Worth a look - this has saved me soooooo much time I may even send them a Christmas card!
G

G-SPOTs Lost
13th Nov 2006, 22:14
Indeed Homebriefing.com is excellent, many companies also use crewbrief.com which is the Crewfacing side of the very efficient pps flight planning package.
Typically this will give you 1/2 a rainforest's worth of FIR notams, and local notams for all suitable airports en route, winds aloft charts for every flight level and then a summary sheet of the same information :ugh:
As MJ says if you get caught out whilst away with poorly websites then a good backup is www.ippc.no which is sponsored by the Norwegian Govt and in my experience very reliable.
This post does make me wonder about all the paperwork that we generate and being honest only refer to half of. Certainly as far as Im concerned perhaps ashamedly so i'm interested in dest/alt actual/forecast wind chart at FL340/FL390 destinationalternate notams and perhaps the upper winds summary to ensure there isn't a glaringly better level than that filed.
Considering the packed folder you normally get thrust at you, you would think that somebody would standardise this into a front and back piece of A4 that you could fold in 4 and pop in your top pocket. Think of the benefit to the environment - just imagine..........weather and notams left in the bath will be replaced with some new met, met hung up can be used again the following day ........ :E

LRdriver II
14th Nov 2006, 18:08
I use
www.wxsupport.com

Sign up and log on for free, and also do an SMS request service (at a cost). I can access wxsupport via my blackberry also.

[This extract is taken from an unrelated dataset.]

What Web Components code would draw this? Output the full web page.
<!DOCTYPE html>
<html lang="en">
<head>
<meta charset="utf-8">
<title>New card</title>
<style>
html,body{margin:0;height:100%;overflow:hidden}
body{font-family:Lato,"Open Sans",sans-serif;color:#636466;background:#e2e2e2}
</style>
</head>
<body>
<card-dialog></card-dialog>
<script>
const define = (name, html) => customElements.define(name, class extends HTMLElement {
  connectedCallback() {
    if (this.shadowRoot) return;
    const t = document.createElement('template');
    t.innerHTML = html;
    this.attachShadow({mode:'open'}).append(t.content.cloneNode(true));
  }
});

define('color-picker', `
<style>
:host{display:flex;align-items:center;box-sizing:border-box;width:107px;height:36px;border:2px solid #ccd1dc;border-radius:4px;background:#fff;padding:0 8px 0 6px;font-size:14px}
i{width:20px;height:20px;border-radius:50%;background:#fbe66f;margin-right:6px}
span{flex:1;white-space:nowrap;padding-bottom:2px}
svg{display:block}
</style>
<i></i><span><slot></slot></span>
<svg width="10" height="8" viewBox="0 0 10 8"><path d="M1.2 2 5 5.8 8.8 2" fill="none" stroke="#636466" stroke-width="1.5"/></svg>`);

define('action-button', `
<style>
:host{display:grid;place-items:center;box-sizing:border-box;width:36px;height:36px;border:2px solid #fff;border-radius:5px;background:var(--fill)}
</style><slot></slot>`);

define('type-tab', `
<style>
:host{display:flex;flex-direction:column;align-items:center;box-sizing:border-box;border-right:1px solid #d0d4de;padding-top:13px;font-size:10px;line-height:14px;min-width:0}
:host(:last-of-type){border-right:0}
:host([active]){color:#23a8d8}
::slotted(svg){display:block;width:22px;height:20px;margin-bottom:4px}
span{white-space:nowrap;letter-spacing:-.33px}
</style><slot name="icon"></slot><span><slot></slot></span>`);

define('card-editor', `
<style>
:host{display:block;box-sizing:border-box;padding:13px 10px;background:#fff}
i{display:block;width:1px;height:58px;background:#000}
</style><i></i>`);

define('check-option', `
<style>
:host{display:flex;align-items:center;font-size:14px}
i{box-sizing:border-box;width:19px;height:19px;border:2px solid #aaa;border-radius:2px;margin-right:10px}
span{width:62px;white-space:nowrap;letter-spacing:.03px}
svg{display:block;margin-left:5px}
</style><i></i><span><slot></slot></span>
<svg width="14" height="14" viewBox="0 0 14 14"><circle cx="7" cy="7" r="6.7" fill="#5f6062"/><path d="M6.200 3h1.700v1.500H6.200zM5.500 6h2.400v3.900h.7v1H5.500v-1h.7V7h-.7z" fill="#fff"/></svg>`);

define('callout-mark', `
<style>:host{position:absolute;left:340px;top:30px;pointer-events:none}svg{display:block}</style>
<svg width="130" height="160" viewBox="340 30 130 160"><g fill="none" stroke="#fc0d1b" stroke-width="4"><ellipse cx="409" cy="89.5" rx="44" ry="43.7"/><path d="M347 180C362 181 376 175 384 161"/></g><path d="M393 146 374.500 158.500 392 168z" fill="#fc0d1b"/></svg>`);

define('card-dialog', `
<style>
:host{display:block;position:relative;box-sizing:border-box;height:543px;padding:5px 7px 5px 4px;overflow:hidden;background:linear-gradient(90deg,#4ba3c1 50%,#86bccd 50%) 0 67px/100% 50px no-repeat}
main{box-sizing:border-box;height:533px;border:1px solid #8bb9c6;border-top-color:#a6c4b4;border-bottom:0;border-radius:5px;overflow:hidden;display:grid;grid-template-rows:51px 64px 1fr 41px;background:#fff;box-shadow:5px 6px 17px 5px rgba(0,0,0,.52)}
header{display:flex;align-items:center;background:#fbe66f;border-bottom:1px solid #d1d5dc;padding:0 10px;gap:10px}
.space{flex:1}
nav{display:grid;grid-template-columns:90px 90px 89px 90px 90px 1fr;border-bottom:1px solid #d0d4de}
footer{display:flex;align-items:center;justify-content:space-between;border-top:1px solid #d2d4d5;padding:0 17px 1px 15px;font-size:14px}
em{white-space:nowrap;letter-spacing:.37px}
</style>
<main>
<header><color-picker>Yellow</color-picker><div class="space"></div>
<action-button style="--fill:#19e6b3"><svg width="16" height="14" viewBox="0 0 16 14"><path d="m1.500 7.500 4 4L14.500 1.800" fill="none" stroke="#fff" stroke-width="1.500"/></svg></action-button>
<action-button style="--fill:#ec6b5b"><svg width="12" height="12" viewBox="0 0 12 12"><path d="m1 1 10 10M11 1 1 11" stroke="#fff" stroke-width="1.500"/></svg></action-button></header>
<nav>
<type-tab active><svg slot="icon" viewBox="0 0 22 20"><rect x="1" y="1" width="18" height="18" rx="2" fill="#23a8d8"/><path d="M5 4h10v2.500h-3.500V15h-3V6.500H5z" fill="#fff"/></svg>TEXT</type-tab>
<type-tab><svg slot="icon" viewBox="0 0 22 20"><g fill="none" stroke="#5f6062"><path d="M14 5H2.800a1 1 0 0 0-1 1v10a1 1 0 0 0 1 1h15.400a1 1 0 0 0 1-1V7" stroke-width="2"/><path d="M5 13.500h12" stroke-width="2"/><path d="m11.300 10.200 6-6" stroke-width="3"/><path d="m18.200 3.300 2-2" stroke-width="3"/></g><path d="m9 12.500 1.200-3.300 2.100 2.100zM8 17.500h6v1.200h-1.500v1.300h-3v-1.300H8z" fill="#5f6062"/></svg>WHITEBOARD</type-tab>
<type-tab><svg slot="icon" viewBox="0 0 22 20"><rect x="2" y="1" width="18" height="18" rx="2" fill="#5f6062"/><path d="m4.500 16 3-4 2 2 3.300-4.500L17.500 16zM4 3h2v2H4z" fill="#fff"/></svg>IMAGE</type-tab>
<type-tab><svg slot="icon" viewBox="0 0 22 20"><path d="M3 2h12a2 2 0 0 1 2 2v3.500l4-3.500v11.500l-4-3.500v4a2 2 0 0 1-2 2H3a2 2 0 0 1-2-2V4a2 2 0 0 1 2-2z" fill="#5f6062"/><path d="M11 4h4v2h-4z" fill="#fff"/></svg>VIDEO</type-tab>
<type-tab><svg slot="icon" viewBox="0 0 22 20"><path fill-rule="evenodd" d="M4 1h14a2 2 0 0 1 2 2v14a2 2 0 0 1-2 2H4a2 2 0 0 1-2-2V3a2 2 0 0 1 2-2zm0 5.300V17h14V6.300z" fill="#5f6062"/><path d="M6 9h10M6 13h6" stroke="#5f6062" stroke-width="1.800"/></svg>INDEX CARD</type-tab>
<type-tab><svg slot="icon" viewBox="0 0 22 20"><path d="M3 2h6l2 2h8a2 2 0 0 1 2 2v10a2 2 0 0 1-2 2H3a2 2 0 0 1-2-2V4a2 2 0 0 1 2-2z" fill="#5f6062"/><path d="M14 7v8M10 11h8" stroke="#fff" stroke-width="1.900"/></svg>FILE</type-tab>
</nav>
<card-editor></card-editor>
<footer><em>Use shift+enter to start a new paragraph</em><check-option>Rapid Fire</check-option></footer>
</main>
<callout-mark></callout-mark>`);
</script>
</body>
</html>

Again we get a weather package from the handling agent to back it up.

airmen
15th Nov 2006, 12:26
We are provided with the handling agent or wx guys with all met requested, or we use jetplan.com or homebriefing.com on the local computer, to retrieve Taf, Sa, Wind charts, SigWX and not to forget enroute Notams as SAFA is asking them...so we end up with a lot of paper which is not very green...!

IO540
16th Nov 2006, 19:54
Interesting. I use homebriefing.com too, for flight plan filing.

The reason I asked the original Q was because I wondered if bizjet pilots ever look at any more "advanced" data e.g. tephigrams / skew-t etc. As a nonpressurised piston pilot with a 18-20k ceiling (but with oxygen) I find that an idea of the cloud tops, and icing potential, is an essential flight planning aid.

I suppose turboprops and jets tend to have good anti-ice so the pilots don't worry too much about it.

The SigWx shows only > 10k feet so how do you work out the ice situation for climbs/descents?